▸ **Prompt**: Write out each line that follows exactly as it stands, without the pictures.

# start of Recorded data

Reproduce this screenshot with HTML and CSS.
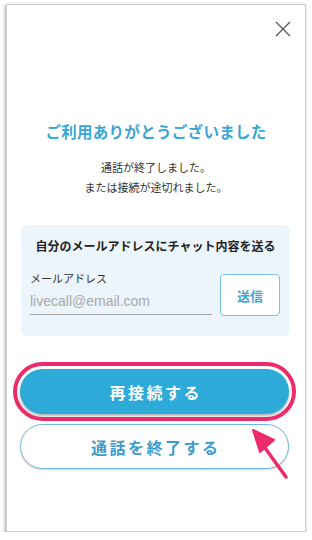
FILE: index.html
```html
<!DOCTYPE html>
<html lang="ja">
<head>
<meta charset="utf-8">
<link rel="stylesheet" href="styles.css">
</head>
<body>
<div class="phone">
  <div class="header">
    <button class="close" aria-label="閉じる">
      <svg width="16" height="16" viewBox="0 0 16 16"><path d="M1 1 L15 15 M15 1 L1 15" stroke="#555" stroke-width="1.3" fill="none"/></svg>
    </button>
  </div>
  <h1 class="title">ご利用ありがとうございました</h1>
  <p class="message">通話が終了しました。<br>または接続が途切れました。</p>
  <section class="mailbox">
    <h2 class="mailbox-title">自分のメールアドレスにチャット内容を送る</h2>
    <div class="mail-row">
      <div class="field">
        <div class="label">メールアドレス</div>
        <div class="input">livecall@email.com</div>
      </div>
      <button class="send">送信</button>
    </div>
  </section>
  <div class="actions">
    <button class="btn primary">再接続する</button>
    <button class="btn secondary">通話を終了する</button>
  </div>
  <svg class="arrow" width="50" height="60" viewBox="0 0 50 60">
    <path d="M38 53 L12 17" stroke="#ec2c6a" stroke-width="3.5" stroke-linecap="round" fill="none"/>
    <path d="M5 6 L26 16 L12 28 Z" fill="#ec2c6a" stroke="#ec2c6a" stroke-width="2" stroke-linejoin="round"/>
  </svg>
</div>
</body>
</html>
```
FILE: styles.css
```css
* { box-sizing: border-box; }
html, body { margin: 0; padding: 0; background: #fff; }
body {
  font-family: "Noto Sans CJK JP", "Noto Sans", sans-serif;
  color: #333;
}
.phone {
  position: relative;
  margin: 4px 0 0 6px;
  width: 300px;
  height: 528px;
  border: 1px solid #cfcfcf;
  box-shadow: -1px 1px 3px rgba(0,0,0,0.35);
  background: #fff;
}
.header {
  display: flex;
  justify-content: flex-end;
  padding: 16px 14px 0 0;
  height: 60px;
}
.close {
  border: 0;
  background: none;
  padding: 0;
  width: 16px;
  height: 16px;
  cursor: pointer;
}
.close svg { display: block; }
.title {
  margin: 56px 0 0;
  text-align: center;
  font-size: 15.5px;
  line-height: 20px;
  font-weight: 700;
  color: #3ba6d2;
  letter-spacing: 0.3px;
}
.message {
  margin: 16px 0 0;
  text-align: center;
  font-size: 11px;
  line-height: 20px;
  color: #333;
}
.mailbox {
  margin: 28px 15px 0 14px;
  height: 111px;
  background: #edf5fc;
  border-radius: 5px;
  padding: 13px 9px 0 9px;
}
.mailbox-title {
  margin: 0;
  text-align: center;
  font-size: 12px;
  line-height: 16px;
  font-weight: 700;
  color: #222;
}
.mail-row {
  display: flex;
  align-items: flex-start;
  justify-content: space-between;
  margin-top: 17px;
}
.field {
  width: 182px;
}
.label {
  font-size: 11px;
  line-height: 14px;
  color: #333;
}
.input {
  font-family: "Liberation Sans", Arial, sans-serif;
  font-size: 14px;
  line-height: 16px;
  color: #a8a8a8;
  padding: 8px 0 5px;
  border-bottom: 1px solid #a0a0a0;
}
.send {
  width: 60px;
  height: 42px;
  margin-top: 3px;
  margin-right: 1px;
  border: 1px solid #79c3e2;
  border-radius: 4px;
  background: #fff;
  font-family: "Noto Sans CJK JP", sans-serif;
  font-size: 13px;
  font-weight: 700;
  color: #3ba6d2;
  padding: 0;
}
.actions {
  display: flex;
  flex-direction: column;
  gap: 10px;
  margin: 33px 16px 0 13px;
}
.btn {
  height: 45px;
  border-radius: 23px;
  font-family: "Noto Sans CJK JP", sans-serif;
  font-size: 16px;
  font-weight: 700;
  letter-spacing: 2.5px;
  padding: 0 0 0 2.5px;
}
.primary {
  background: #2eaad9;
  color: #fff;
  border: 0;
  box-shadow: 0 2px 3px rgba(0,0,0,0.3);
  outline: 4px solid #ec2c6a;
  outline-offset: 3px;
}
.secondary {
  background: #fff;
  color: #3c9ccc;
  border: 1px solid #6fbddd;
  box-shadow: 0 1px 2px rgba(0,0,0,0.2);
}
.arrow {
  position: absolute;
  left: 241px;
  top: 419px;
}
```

# end of Recorded data

▸ **Complete response**:
Reproduce this screenshot with HTML and CSS.
FILE: index.html
```html
<!DOCTYPE html>
<html lang="ja">
<head>
<meta charset="utf-8">
<link rel="stylesheet" href="styles.css">
</head>
<body>
<div class="phone">
  <div class="header">
    <button class="close" aria-label="閉じる">
      <svg width="16" height="16" viewBox="0 0 16 16"><path d="M1 1 L15 15 M15 1 L1 15" stroke="#555" stroke-width="1.3" fill="none"/></svg>
    </button>
  </div>
  <h1 class="title">ご利用ありがとうございました</h1>
  <p class="message">通話が終了しました。<br>または接続が途切れました。</p>
  <section class="mailbox">
    <h2 class="mailbox-title">自分のメールアドレスにチャット内容を送る</h2>
    <div class="mail-row">
      <div class="field">
        <div class="label">メールアドレス</div>
        <div class="input">livecall@email.com</div>
      </div>
      <button class="send">送信</button>
    </div>
  </section>
  <div class="actions">
    <button class="btn primary">再接続する</button>
    <button class="btn secondary">通話を終了する</button>
  </div>
  <svg class="arrow" width="50" height="60" viewBox="0 0 50 60">
    <path d="M38 53 L12 17" stroke="#ec2c6a" stroke-width="3.5" stroke-linecap="round" fill="none"/>
    <path d="M5 6 L26 16 L12 28 Z" fill="#ec2c6a" stroke="#ec2c6a" stroke-width="2" stroke-linejoin="round"/>
  </svg>
</div>
</body>
</html>
```
FILE: styles.css
```css
* { box-sizing: border-box; }
html, body { margin: 0; padding: 0; background: #fff; }
body {
  font-family: "Noto Sans CJK JP", "Noto Sans", sans-serif;
  color: #333;
}
.phone {
  position: relative;
  margin: 4px 0 0 6px;
  width: 300px;
  height: 528px;
  border: 1px solid #cfcfcf;
  box-shadow: -1px 1px 3px rgba(0,0,0,0.35);
  background: #fff;
}
.header {
  display: flex;
  justify-content: flex-end;
  padding: 16px 14px 0 0;
  height: 60px;
}
.close {
  border: 0;
  background: none;
  padding: 0;
  width: 16px;
  height: 16px;
  cursor: pointer;
}
.close svg { display: block; }
.title {
  margin: 56px 0 0;
  text-align: center;
  font-size: 15.5px;
  line-height: 20px;
  font-weight: 700;
  color: #3ba6d2;
  letter-spacing: 0.3px;
}
.message {
  margin: 16px 0 0;
  text-align: center;
  font-size: 11px;
  line-height: 20px;
  color: #333;
}
.mailbox {
  margin: 28px 15px 0 14px;
  height: 111px;
  background: #edf5fc;
  border-radius: 5px;
  padding: 13px 9px 0 9px;
}
.mailbox-title {
  margin: 0;
  text-align: center;
  font-size: 12px;
  line-height: 16px;
  font-weight: 700;
  color: #222;
}
.mail-row {
  display: flex;
  align-items: flex-start;
  justify-content: space-between;
  margin-top: 17px;
}
.field {
  width: 182px;
}
.label {
  font-size: 11px;
  line-height: 14px;
  color: #333;
}
.input {
  font-family: "Liberation Sans", Arial, sans-serif;
  font-size: 14px;
  line-height: 16px;
  color: #a8a8a8;
  padding: 8px 0 5px;
  border-bottom: 1px solid #a0a0a0;
}
.send {
  width: 60px;
  height: 42px;
  margin-top: 3px;
  margin-right: 1px;
  border: 1px solid #79c3e2;
  border-radius: 4px;
  background: #fff;
  font-family: "Noto Sans CJK JP", sans-serif;
  font-size: 13px;
  font-weight: 700;
  color: #3ba6d2;
  padding: 0;
}
.actions {
  display: flex;
  flex-direction: column;
  gap: 10px;
  margin: 33px 16px 0 13px;
}
.btn {
  height: 45px;
  border-radius: 23px;
  font-family: "Noto Sans CJK JP", sans-serif;
  font-size: 16px;
  font-weight: 700;
  letter-spacing: 2.5px;
  padding: 0 0 0 2.5px;
}
.primary {
  background: #2eaad9;
  color: #fff;
  border: 0;
  box-shadow: 0 2px 3px rgba(0,0,0,0.3);
  outline: 4px solid #ec2c6a;
  outline-offset: 3px;
}
.secondary {
  background: #fff;
  color: #3c9ccc;
  border: 1px solid #6fbddd;
  box-shadow: 0 1px 2px rgba(0,0,0,0.2);
}
.arrow {
  position: absolute;
  left: 241px;
  top: 419px;
}
```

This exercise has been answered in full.